= What is required =
Keep to the lines between the one holding "Generate a component" and the one holding "string; vals: string[]", inclusive, and write them out exactly.

= Data to process =
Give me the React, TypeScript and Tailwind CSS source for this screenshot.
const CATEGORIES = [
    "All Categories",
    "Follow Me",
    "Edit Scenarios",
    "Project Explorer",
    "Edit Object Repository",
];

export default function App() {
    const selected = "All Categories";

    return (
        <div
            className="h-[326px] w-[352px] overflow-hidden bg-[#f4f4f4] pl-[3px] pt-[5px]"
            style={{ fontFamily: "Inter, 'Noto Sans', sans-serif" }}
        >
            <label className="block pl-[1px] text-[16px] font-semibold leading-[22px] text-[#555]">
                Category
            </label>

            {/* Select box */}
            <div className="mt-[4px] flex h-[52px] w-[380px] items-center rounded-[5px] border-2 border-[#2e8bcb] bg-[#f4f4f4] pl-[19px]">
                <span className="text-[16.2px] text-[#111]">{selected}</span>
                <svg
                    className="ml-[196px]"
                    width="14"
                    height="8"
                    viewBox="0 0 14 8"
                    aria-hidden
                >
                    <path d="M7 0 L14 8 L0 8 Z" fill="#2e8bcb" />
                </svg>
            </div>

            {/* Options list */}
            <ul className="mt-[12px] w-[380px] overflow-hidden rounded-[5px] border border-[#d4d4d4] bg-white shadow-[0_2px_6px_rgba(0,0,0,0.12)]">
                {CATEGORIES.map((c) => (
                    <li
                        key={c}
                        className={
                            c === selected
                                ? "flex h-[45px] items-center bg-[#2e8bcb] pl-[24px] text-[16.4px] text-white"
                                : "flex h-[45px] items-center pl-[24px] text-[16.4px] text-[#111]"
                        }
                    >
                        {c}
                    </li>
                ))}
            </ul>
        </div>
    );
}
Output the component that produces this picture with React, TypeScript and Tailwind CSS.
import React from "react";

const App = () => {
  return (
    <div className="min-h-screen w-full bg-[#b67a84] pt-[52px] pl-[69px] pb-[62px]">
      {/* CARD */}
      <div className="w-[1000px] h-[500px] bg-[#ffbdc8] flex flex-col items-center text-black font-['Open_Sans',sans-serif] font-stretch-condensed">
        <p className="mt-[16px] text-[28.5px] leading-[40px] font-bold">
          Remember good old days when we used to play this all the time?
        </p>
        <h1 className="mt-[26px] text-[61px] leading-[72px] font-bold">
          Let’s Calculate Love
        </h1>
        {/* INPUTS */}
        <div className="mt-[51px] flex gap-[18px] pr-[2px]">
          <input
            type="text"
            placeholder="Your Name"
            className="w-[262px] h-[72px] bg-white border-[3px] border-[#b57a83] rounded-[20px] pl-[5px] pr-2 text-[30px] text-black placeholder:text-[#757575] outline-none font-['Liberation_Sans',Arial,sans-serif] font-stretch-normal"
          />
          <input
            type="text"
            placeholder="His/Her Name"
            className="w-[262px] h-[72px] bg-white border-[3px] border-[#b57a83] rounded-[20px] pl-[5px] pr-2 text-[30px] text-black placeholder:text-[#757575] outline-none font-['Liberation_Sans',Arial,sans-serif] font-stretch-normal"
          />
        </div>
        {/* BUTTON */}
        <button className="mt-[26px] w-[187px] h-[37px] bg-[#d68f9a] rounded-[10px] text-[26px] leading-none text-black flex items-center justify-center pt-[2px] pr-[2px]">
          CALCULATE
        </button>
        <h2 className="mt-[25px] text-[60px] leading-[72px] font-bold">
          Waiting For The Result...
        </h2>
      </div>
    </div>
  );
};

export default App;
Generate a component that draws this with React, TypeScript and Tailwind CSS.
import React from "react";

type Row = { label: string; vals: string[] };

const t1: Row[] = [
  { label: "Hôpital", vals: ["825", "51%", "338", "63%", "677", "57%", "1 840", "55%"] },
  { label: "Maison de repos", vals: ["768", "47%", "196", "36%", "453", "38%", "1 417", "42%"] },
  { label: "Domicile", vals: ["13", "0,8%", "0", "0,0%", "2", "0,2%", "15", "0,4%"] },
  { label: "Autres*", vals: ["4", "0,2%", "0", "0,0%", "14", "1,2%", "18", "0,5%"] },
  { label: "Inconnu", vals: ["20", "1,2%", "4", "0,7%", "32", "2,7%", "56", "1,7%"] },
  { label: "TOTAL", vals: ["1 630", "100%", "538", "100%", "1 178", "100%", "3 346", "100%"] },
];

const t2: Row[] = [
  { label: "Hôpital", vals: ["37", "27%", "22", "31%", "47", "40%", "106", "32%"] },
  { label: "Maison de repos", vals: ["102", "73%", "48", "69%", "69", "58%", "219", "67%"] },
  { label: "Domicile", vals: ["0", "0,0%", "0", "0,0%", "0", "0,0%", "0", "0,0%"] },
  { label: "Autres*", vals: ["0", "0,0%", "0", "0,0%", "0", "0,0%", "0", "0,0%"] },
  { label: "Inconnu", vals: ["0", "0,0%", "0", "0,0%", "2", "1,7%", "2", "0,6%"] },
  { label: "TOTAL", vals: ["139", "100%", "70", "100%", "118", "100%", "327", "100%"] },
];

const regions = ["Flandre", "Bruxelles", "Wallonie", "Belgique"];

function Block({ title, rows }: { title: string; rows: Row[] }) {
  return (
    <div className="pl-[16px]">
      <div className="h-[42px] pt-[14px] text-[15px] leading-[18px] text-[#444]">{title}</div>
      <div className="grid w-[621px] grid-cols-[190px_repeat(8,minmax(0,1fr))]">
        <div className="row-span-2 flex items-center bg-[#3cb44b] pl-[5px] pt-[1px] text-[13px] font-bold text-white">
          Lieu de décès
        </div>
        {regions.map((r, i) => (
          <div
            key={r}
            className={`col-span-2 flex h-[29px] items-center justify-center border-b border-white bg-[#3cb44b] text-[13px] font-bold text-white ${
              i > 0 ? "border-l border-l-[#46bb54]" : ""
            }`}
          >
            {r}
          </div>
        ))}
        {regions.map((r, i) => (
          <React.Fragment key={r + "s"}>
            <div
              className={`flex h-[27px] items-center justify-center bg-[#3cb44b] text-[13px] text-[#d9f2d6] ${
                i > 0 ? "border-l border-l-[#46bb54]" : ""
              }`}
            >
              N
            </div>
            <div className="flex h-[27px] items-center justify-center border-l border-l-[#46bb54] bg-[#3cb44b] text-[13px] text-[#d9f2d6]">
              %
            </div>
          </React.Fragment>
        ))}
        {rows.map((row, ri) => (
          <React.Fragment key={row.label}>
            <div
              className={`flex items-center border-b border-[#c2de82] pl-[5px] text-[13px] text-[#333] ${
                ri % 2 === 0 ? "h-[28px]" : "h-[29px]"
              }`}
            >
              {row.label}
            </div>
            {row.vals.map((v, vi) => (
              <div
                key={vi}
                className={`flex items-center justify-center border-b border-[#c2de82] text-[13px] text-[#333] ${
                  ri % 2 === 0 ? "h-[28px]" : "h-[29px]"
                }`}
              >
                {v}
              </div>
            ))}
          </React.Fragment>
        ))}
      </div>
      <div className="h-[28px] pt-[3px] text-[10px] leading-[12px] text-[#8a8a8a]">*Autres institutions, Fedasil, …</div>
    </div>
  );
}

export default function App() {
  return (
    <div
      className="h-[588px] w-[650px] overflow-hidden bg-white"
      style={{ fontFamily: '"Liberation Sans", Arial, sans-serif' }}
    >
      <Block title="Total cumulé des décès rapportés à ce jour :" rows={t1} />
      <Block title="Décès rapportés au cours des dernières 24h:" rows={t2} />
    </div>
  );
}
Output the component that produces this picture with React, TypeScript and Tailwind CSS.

= Solution =
Generate a component that draws this with React, TypeScript and Tailwind CSS.
import React from "react";

type Row = { label: string; vals: string[] };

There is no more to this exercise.